On Dec. 27, he attained Day 347 of 22 push-ups a day for infinite days.
Every day Chilson gets as many of his pets as possible to participate. He and wife Sandy have one dog, Dexter, and four cats, Charles, Harmony, Pickles and Baxter. He then records himself doing the push-ups and posts it on Facebook—every day.
He had a 2-3 week window when he was incapacitated. “My neck locked up really bad, and I couldn’t do the push-ups. Then a handful of people stepped up on Facebook and did push-ups for me, so there wasn’t a break in the continuity. Up until that point, I hadn’t realized how many people this was reaching.”

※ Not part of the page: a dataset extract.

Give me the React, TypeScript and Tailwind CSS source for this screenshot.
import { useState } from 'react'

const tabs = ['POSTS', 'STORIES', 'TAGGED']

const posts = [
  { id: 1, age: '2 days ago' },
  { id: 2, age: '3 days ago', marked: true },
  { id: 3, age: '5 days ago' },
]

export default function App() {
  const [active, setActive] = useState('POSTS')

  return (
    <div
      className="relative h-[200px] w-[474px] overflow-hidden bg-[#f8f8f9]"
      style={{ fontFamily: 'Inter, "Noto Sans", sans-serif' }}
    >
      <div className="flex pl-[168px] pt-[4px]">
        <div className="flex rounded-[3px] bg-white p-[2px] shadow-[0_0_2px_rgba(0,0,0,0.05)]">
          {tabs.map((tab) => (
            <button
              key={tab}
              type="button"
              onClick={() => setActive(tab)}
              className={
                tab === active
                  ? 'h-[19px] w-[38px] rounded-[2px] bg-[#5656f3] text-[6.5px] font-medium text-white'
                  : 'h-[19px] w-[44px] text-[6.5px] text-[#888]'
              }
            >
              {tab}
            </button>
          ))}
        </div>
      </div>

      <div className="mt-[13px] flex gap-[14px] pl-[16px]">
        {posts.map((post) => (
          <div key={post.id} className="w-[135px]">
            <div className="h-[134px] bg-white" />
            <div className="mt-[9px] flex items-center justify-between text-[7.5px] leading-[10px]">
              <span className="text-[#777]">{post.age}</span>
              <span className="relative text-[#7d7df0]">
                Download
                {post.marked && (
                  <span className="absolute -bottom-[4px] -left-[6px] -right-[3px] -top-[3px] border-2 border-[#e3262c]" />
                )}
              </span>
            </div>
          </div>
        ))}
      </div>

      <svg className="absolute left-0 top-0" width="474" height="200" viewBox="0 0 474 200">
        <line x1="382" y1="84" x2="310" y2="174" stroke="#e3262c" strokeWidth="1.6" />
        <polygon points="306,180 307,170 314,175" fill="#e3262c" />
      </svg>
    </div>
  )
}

Chilson retired from the Navy after 20 years of service. He found out after the fact that one of his fellow sailors had committed suicide and felt compelled to spread the message about veteran suicide for him and others.

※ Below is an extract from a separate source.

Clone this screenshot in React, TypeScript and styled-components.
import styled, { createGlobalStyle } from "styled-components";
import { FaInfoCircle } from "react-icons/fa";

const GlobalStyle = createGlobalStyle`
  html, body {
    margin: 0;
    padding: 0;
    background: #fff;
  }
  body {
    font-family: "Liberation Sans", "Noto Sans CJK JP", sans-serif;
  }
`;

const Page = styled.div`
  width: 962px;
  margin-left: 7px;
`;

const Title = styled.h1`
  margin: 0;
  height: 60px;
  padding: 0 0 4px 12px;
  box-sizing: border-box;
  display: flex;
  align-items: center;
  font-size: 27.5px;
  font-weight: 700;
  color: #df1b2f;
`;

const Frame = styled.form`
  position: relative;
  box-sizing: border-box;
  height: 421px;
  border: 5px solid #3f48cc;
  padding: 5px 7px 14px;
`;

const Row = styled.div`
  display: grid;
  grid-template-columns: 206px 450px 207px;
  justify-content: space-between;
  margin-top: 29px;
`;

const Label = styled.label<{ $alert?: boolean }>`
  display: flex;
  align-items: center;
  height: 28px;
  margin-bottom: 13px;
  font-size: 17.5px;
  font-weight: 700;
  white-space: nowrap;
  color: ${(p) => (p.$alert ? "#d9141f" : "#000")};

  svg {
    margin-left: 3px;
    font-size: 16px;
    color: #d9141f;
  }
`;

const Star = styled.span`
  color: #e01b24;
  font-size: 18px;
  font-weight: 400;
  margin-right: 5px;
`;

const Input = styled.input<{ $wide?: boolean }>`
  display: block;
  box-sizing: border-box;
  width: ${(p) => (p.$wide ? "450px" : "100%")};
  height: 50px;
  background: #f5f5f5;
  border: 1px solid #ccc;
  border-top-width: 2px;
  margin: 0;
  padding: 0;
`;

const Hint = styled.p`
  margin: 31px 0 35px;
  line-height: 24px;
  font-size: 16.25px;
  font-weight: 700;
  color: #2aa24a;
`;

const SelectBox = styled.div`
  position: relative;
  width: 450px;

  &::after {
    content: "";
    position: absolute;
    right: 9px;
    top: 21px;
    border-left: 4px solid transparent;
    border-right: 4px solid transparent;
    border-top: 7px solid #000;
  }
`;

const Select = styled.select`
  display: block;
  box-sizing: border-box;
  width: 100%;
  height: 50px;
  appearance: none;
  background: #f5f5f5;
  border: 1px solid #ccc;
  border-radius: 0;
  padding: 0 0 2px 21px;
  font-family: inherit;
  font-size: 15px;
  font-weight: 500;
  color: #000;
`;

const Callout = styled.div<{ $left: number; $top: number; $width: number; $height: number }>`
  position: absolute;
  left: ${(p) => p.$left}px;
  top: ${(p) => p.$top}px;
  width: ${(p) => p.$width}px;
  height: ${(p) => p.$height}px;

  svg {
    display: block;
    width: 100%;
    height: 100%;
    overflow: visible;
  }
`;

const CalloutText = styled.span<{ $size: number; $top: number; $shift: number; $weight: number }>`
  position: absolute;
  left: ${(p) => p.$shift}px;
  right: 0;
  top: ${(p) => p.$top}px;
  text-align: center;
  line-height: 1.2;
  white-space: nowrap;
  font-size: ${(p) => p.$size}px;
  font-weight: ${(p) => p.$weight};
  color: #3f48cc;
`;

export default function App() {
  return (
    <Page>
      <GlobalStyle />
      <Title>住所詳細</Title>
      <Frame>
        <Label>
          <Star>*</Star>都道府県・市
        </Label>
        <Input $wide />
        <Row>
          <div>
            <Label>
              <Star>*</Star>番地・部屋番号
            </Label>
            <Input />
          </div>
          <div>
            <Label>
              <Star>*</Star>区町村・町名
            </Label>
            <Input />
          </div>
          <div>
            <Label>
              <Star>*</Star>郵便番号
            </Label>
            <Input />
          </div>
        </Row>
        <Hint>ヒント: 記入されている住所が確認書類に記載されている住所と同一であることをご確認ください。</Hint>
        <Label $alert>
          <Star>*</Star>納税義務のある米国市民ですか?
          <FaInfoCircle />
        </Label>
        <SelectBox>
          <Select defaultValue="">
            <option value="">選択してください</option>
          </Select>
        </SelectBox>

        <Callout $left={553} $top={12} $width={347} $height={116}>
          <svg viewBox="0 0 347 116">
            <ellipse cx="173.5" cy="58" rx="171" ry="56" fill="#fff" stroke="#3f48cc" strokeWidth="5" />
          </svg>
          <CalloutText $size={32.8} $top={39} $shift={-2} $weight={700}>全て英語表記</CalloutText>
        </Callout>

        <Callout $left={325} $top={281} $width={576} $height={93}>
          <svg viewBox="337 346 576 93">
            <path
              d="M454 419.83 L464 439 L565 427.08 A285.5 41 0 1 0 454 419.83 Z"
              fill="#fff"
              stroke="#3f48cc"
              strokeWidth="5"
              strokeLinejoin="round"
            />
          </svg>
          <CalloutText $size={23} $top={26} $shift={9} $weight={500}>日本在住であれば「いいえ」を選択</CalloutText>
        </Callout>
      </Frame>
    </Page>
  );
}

In November, Chilson was asked to speak at the annual banquet of the Vet2Vet organization at West Union. “I asked the coordinator what I should speak about and was told to speak about something that is close to my heart, so I talked about 22 veterans a day.”
Since starting his crusade, Chilson still receives between 15-50 “likes” each day. Some leave comments with a simple “Thank you.” Although he did mention one that touched him. “It was from someone I don't know, who said they had a family member succumb to suicide, and they thanked me.”
Is there an answer to veteran suicide? Chilson reflected, “The obvious thing is the need for mental health care. Less obvious is making connections with people, getting together for fellowship or finding that one person to connect with.”
The retired Navyman noted, “The traditional VFW and American Legion are having trouble getting the younger generation involved. They may see them as a relic of the past. Maybe we have to change with the times. It’s something that is talked about a lot at our Legion and VFW meetings.”
Finding support from other veterans was one of the reasons the two organizations formed in the first place.
The older generation also dealt with veteran suicide, but not on today’s scale. Chilson suggested those in World War II went through hard times during the Depression, which made them tougher. Or perhaps the stigma of religious beliefs stopped them. “Or maybe we didn’t hear about it as much.”
He also admitted society has changed. The younger generation has had an easier life.
Whatever the reason for the increase in the number of veteran suicides, Chilson will continue doing 22 push-ups . . . one day at a time, whether he’s on vacation in Vegas, Minneapolis, Key West or Sioux City or in his Lime Springs living room.
What’s that saying? If it helps just one person, then it’s worth it.